Personne, même parmi les socialistes, ne songe à nier que ce régime n’ait donné un grand essor à la production et n’ait puissamment armé l’industrie. Mais aucun esprit impartial ne niera non plus que cette liberté réciproque n’ait d’abord beaucoup plus profité aux patrons qu’aux ouvriers. Ceux-ci isolés, désorganisés, victimes d’une législation qui ne leur permettait pas de s’associer, se trouvèrent dans les plus mauvaises conditions pour tirer parti de leur marchandise, c’est-à-dire de leur travail, et ne purent le vendre qu’à vil prix. Et on s’accorde généralement à reconnaître que jusqu’au milieu de ce siècle du moins, la condition des ouvriers salariés en Europe a été très dure, et que le salariat leur a été même moins avantageux que les régimes antérieurs.
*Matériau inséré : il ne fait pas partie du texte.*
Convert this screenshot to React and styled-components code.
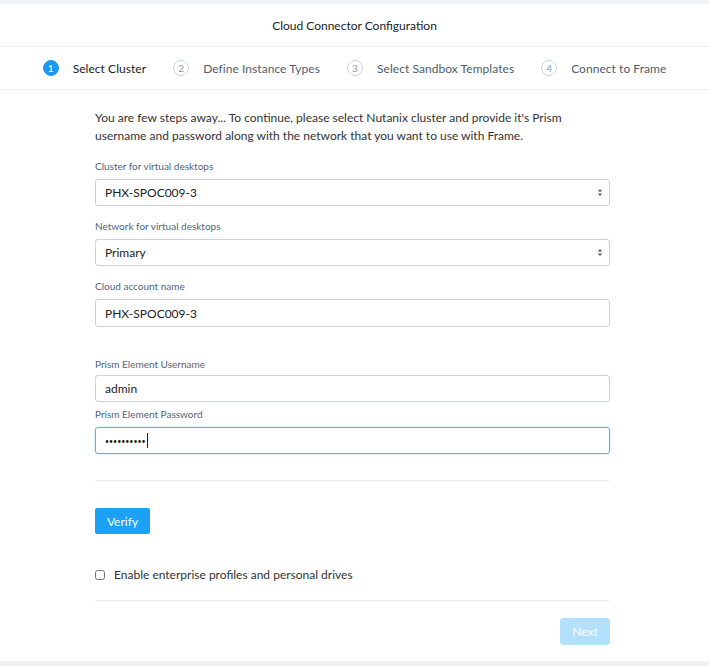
import React, { useState } from 'react';
import styled, { createGlobalStyle } from 'styled-components';

const GlobalStyle = createGlobalStyle`
    html, body {
        margin: 0;
        padding: 0;
        background: #f0f1f3;
        font-family: Lato, "Open Sans", sans-serif;
    }
`;

const steps = ['Select Cluster', 'Define Instance Types', 'Select Sandbox Templates', 'Connect to Frame'];

function App() {
    const [enterprise, setEnterprise] = useState(false);

    return (
        <Page>
            <GlobalStyle />
            <Modal>
                <Header>Cloud Connector Configuration</Header>

                <Stepper>
                    {steps.map((s, i) => (
                        <Step key={s}>
                            <StepNum active={i === 0}>{i + 1}</StepNum>
                            <StepLabel active={i === 0}>{s}</StepLabel>
                        </Step>
                    ))}
                </Stepper>

                <Body>
                    <Intro>
                        You are few steps away... To continue, please select Nutanix cluster and provide it's Prism
                        username and password along with the network that you want to use with Frame.
                    </Intro>

                    <Field>
                        <Label>Cluster for virtual desktops</Label>
                        <SelectBox>
                            <span>PHX-SPOC009-3</span>
                            <Caret />
                        </SelectBox>
                    </Field>

                    <Field>
                        <Label>Network for virtual desktops</Label>
                        <SelectBox>
                            <span>Primary</span>
                            <Caret />
                        </SelectBox>
                    </Field>

                    <Field>
                        <Label>Cloud account name</Label>
                        <Input tall defaultValue="PHX-SPOC009-3" />
                    </Field>

                    <Field spaced tight>
                        <Label close>Prism Element Username</Label>
                        <Input defaultValue="admin" />
                    </Field>

                    <Field last>
                        <Label>Prism Element Password</Label>
                        <Input focused as="div">
                            <Dots>••••••••••</Dots>
                            <Cursor />
                        </Input>
                    </Field>

                    <Divider gap={26} />

                    <VerifyBtn>Verify</VerifyBtn>

                    <CheckRow>
                        <Check type="checkbox" checked={enterprise} onChange={e => setEnterprise(e.target.checked)} />
                        <span>Enable enterprise profiles and personal drives</span>
                    </CheckRow>

                    <Divider gap={17} />

                    <Footer>
                        <NextBtn disabled>Next</NextBtn>
                    </Footer>
                </Body>
            </Modal>
        </Page>
    );
}

function Caret() {
    return (
        <svg width="6" height="9" viewBox="0 0 6 9">
            <path d="M0.8 3.6 L3 1 L5.2 3.6 Z" fill="#555" />
            <path d="M0.8 5.4 L3 8 L5.2 5.4 Z" fill="#555" />
        </svg>
    );
}

export default App;

const Page = styled.div`
    padding: 4px 0 5px;
    min-height: 666px;
    box-sizing: border-box;
`;

const Modal = styled.div`
    background: #fff;
    height: 657px;
    display: flex;
    flex-direction: column;
`;

const Header = styled.div`
    height: 42px;
    display: flex;
    align-items: center;
    justify-content: center;
    font-size: 12px;
    color: #222;
    border-bottom: 1px solid #eceef0;
`;

const Stepper = styled.div`
    height: 42px;
    display: flex;
    align-items: center;
    justify-content: center;
    gap: 27px;
    border-bottom: 1px solid #eceef0;
`;

const Step = styled.div`
    display: flex;
    align-items: center;
    gap: 14px;
`;

const StepNum = styled.div`
    width: 16px;
    height: 16px;
    border-radius: 50%;
    box-sizing: border-box;
    display: flex;
    align-items: center;
    justify-content: center;
    font-size: 10px;
    color: ${p => (p.active ? '#fff' : '#8a96a3')};
    background: ${p => (p.active ? '#1b98f0' : '#fff')};
    border: 1px solid ${p => (p.active ? '#1b98f0' : '#cfd5db')};
`;

const StepLabel = styled.span`
    font-size: 12px;
    letter-spacing: 0.05px;
    color: ${p => (p.active ? '#222' : '#4f5d6c')};
`;

const Body = styled.div`
    width: 515px;
    margin: 0 auto;
    padding: 19px 4px 0 0;
    display: flex;
    flex-direction: column;
`;

const Intro = styled.p`
    margin: 0 0 14px;
    font-size: 12px;
    line-height: 18px;
    color: #333;
`;

const Field = styled.div`
    display: flex;
    flex-direction: column;
    margin-top: ${p => (p.spaced ? '17px' : '0')};
    margin-bottom: ${p => (p.last ? '0' : p.tight ? '5px' : '13px')};
`;

const Label = styled.label`
    font-size: 10px;
    color: #52647a;
    line-height: 14px;
    margin-bottom: ${p => (p.close ? '4px' : '6px')};
`;

const SelectBox = styled.div`
    height: 27px;
    box-sizing: border-box;
    border: 1px solid #c9d0d6;
    border-radius: 3px;
    display: flex;
    align-items: center;
    justify-content: space-between;
    padding: 0 6px 0 9px;
    font-size: 12px;
    color: #222;
`;

const Input = styled.input`
    height: ${p => (p.tall ? '28px' : '27px')};
    box-sizing: border-box;
    border: 1px solid ${p => (p.focused ? '#5fb0f2' : '#c9d0d6')};
    box-shadow: ${p => (p.focused ? '0 0 2px rgba(27, 161, 245, 0.45)' : 'none')};
    border-radius: 3px;
    padding: 0 9px;
    font-family: inherit;
    font-size: 12px;
    color: #222;
    display: flex;
    align-items: center;
    outline: none;
`;

const Dots = styled.span`
    font-size: 7px;
    color: #222;
`;

const Cursor = styled.span`
    width: 1px;
    height: 15px;
    background: #222;
    margin-left: 1px;
`;

const Divider = styled.div`
    height: 1px;
    background: #eceef0;
    margin-top: ${p => p.gap}px;
`;

const VerifyBtn = styled.button`
    align-self: flex-start;
    margin-top: 27px;
    width: 55px;
    height: 26px;
    border: none;
    border-radius: 2px;
    background: #1ba1f5;
    color: #fff;
    font-family: inherit;
    font-size: 12px;
`;

const CheckRow = styled.label`
    display: flex;
    align-items: center;
    gap: 9px;
    margin-top: 33px;
    font-size: 12px;
    line-height: 16px;
    color: #333;
`;

const Check = styled.input`
    margin: 0;
    width: 10px;
    height: 10px;
`;

const Footer = styled.div`
    display: flex;
    justify-content: flex-end;
    padding-top: 17px;
`;

const NextBtn = styled.button`
    width: 50px;
    height: 27px;
    border: none;
    border-radius: 3px;
    background: #b3e0fb;
    color: #fff;
    font-family: inherit;
    font-size: 12px;
`;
Toutefois il est vrai que la face des choses tend à changer depuis une trentaine d’années :

1° Parce que les ouvriers salariés ont appris à s’organiser et à se grouper pour mieux défendre leurs intérêts et que par tout pays ont été levées les prohibitions législatives qui mettaient obstacle à l’exercice d’un droit si légitime ;

2° Parce que tout un ensemble de lois, qu’on désigne sous le nom de « législation ouvrière » et que nous résumerons plus loin, conspire à reconstituer dans les fabriques modernes les garanties qui existaient dans le régime corporatif et dont elles s’étaient affranchies : — réglementation des heures de travail, assurances contre les risques, prescriptions hygiéniques, et, sinon encore fixation d’un certain taux de salaire, du moins certaines garanties quant à la façon dont ce salaire sera payé et quant au renvoi des ouvriers.